→ Request
Restate the data word for word and leave the images out.

→ Supplied records
:::::

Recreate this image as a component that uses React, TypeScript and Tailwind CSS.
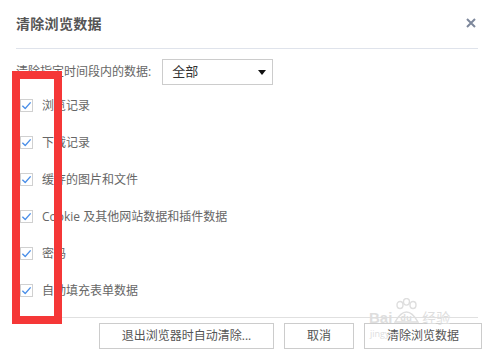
const font = { fontFamily: '"Open Sans", "Noto Sans CJK SC", sans-serif' }

const items = [
  '浏览记录',
  '下载记录',
  '缓存的图片和文件',
  'Cookie 及其他网站数据和插件数据',
  '密码',
  '自动填充表单数据',
]

function CheckBox() {
  return (
    <span className="w-[13px] h-[13px] border border-[#d0d0d0] bg-white flex items-center justify-center">
      <svg viewBox="0 0 12 12" width="11" height="11" fill="none">
        <path d="M1.5 6.2 L4.6 9.2 L10.5 2.6" stroke="#4b8fe8" strokeWidth="1.5" strokeLinejoin="round" />
      </svg>
    </span>
  )
}

export default function App() {
  return (
    <div className="relative w-[487px] h-[354px] bg-white overflow-hidden" style={font}>
      <div className="pl-4 pr-[9px]">
        <div className="h-[49px] border-b border-[#dfe3eb] flex items-center justify-between pb-[2px]">
          <span className="text-[14px] font-bold text-[#555] tracking-[0.3px]">清除浏览数据</span>
          <svg viewBox="0 0 10 10" width="10" height="10" className="mr-[2px]">
            <path d="M1 1 L9 9 M9 1 L1 9" stroke="#7d879b" strokeWidth="2" />
          </svg>
        </div>

        <div className="mt-[10px] flex items-center text-[12px] text-[#666]">
          <span>清除指定时间段内的数据:</span>
          <div className="ml-[11px] w-[111px] h-[26px] border border-[#ccc] flex items-center justify-between pl-[9px] pr-[6px] text-[13px] text-[#333]">
            <span>全部</span>
            <svg viewBox="0 0 8 5" width="8" height="5">
              <path d="M0 0 H8 L4 5 Z" fill="#111" />
            </svg>
          </div>
        </div>

        <div className="mt-[2px] flex flex-col">
          {items.map((t) => (
            <div key={t} className="h-[37px] flex items-center pl-[4px] gap-[9px] text-[12px] text-[#666]">
              <CheckBox />
              <span>{t}</span>
            </div>
          ))}
        </div>

        <div className="mt-[8px] border-t border-[#e0e0e0]" />

        <div className="mt-[5px] -mr-[4px] flex justify-end gap-[10px] text-[12px] text-[#555]">
          <button className="w-[175px] h-[26px] border border-[#ccc] bg-white">退出浏览器时自动清除...</button>
          <button className="w-[70px] h-[26px] border border-[#ccc] bg-white">取消</button>
          <button className="w-[118px] h-[26px] border border-[#ccc] bg-white">清除浏览数据</button>
        </div>
      </div>

      {/* annotation frame */}
      <div className="absolute left-[12px] top-[71px] w-[50px] h-[253px] border-[8px] border-[#f53737]" />

      {/* watermark */}
      <div className="absolute left-[369px] top-[298px] text-[#dedede] pointer-events-none select-none leading-none">
        <div className="flex items-end">
          <span className="text-[15px] font-bold mb-[-2px]" style={{ fontFamily: 'Arial, "Liberation Sans", sans-serif' }}>Bai</span>
          <span className="relative w-[27px] h-[25px] ml-[1px]">
            <svg viewBox="0 0 27 25" width="27" height="25" className="absolute inset-0">
              <ellipse cx="7" cy="7" rx="3" ry="3.5" fill="none" stroke="#dedede" strokeWidth="1.4" />
              <ellipse cx="13.5" cy="3.8" rx="3" ry="3.3" fill="none" stroke="#dedede" strokeWidth="1.4" />
              <ellipse cx="20" cy="7" rx="3" ry="3.5" fill="none" stroke="#dedede" strokeWidth="1.4" />
              <path d="M2 24 Q13.5 4 25 24 Z" fill="none" stroke="#dedede" strokeWidth="1.4" />
            </svg>
            <span className="absolute left-[7px] bottom-[1px] text-[9px] font-bold">du</span>
          </span>
          <span className="text-[14px] ml-[2px] mb-[-2px]">经验</span>
        </div>
        <div className="text-[9px] mt-[6px] ml-[1px]">jingyan</div>
      </div>
    </div>
  )
}
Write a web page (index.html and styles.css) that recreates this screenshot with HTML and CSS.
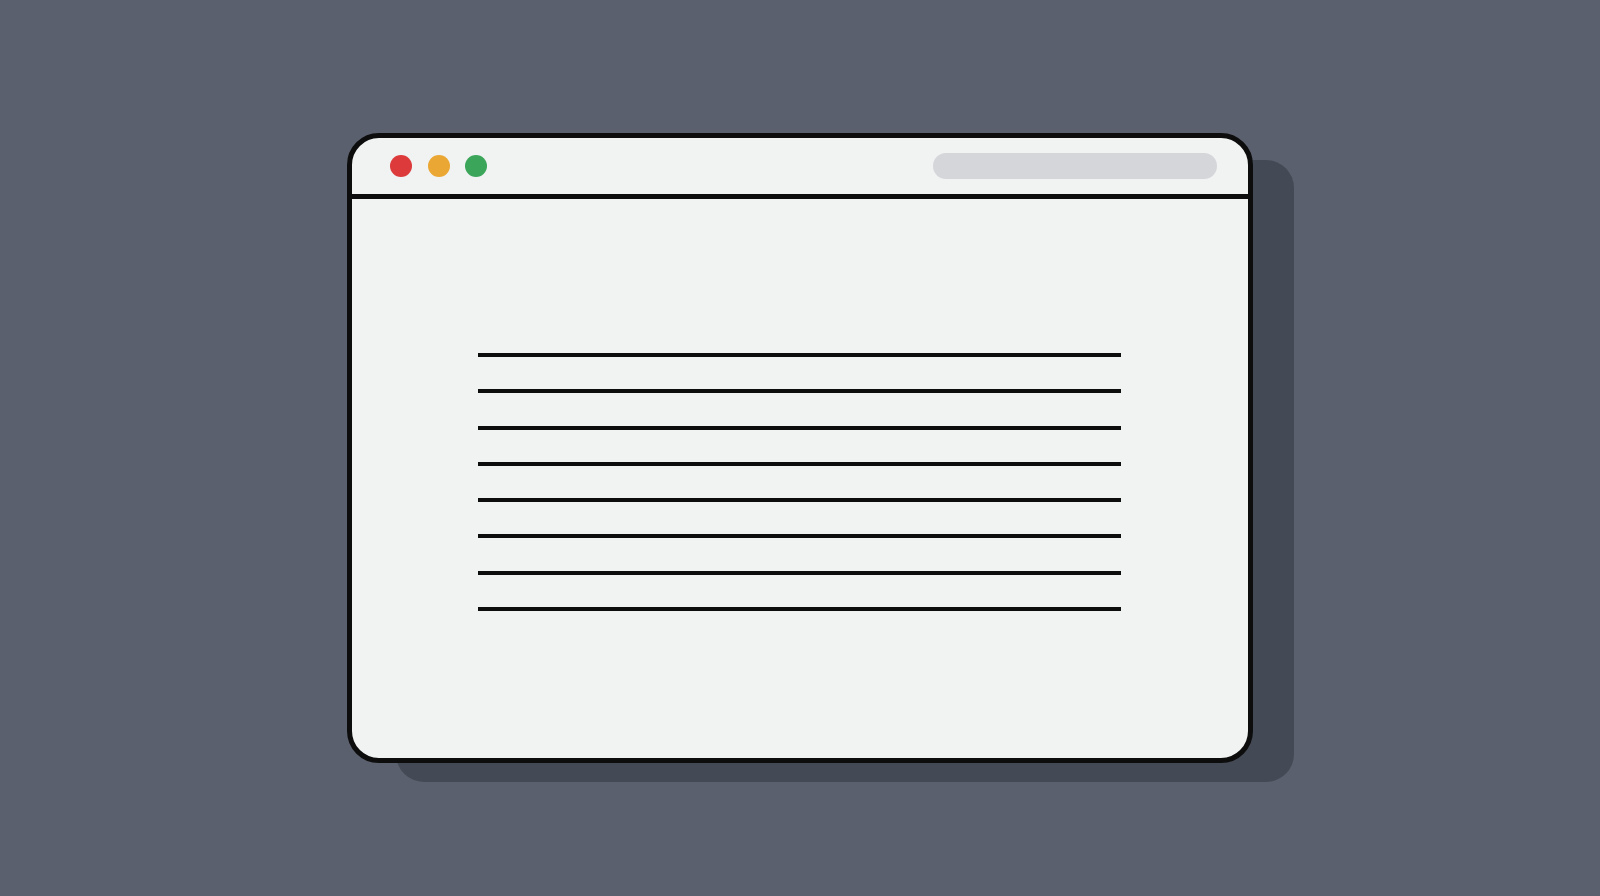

:::::

→ Answer to the problem
Recreate this image as a component that uses React, TypeScript and Tailwind CSS.
const font = { fontFamily: '"Open Sans", "Noto Sans CJK SC", sans-serif' }

const items = [
  '浏览记录',
  '下载记录',
  '缓存的图片和文件',
  'Cookie 及其他网站数据和插件数据',
  '密码',
  '自动填充表单数据',
]

function CheckBox() {
  return (
    <span className="w-[13px] h-[13px] border border-[#d0d0d0] bg-white flex items-center justify-center">
      <svg viewBox="0 0 12 12" width="11" height="11" fill="none">
        <path d="M1.5 6.2 L4.6 9.2 L10.5 2.6" stroke="#4b8fe8" strokeWidth="1.5" strokeLinejoin="round" />
      </svg>
    </span>
  )
}

export default function App() {
  return (
    <div className="relative w-[487px] h-[354px] bg-white overflow-hidden" style={font}>
      <div className="pl-4 pr-[9px]">
        <div className="h-[49px] border-b border-[#dfe3eb] flex items-center justify-between pb-[2px]">
          <span className="text-[14px] font-bold text-[#555] tracking-[0.3px]">清除浏览数据</span>
          <svg viewBox="0 0 10 10" width="10" height="10" className="mr-[2px]">
            <path d="M1 1 L9 9 M9 1 L1 9" stroke="#7d879b" strokeWidth="2" />
          </svg>
        </div>

        <div className="mt-[10px] flex items-center text-[12px] text-[#666]">
          <span>清除指定时间段内的数据:</span>
          <div className="ml-[11px] w-[111px] h-[26px] border border-[#ccc] flex items-center justify-between pl-[9px] pr-[6px] text-[13px] text-[#333]">
            <span>全部</span>
            <svg viewBox="0 0 8 5" width="8" height="5">
              <path d="M0 0 H8 L4 5 Z" fill="#111" />
            </svg>
          </div>
        </div>

        <div className="mt-[2px] flex flex-col">
          {items.map((t) => (
            <div key={t} className="h-[37px] flex items-center pl-[4px] gap-[9px] text-[12px] text-[#666]">
              <CheckBox />
              <span>{t}</span>
            </div>
          ))}
        </div>

        <div className="mt-[8px] border-t border-[#e0e0e0]" />

        <div className="mt-[5px] -mr-[4px] flex justify-end gap-[10px] text-[12px] text-[#555]">
          <button className="w-[175px] h-[26px] border border-[#ccc] bg-white">退出浏览器时自动清除...</button>
          <button className="w-[70px] h-[26px] border border-[#ccc] bg-white">取消</button>
          <button className="w-[118px] h-[26px] border border-[#ccc] bg-white">清除浏览数据</button>
        </div>
      </div>

      {/* annotation frame */}
      <div className="absolute left-[12px] top-[71px] w-[50px] h-[253px] border-[8px] border-[#f53737]" />

      {/* watermark */}
      <div className="absolute left-[369px] top-[298px] text-[#dedede] pointer-events-none select-none leading-none">
        <div className="flex items-end">
          <span className="text-[15px] font-bold mb-[-2px]" style={{ fontFamily: 'Arial, "Liberation Sans", sans-serif' }}>Bai</span>
          <span className="relative w-[27px] h-[25px] ml-[1px]">
            <svg viewBox="0 0 27 25" width="27" height="25" className="absolute inset-0">
              <ellipse cx="7" cy="7" rx="3" ry="3.5" fill="none" stroke="#dedede" strokeWidth="1.4" />
              <ellipse cx="13.5" cy="3.8" rx="3" ry="3.3" fill="none" stroke="#dedede" strokeWidth="1.4" />
              <ellipse cx="20" cy="7" rx="3" ry="3.5" fill="none" stroke="#dedede" strokeWidth="1.4" />
              <path d="M2 24 Q13.5 4 25 24 Z" fill="none" stroke="#dedede" strokeWidth="1.4" />
            </svg>
            <span className="absolute left-[7px] bottom-[1px] text-[9px] font-bold">du</span>
          </span>
          <span className="text-[14px] ml-[2px] mb-[-2px]">经验</span>
        </div>
        <div className="text-[9px] mt-[6px] ml-[1px]">jingyan</div>
      </div>
    </div>
  )
}
Write a web page (index.html and styles.css) that recreates this screenshot with HTML and CSS.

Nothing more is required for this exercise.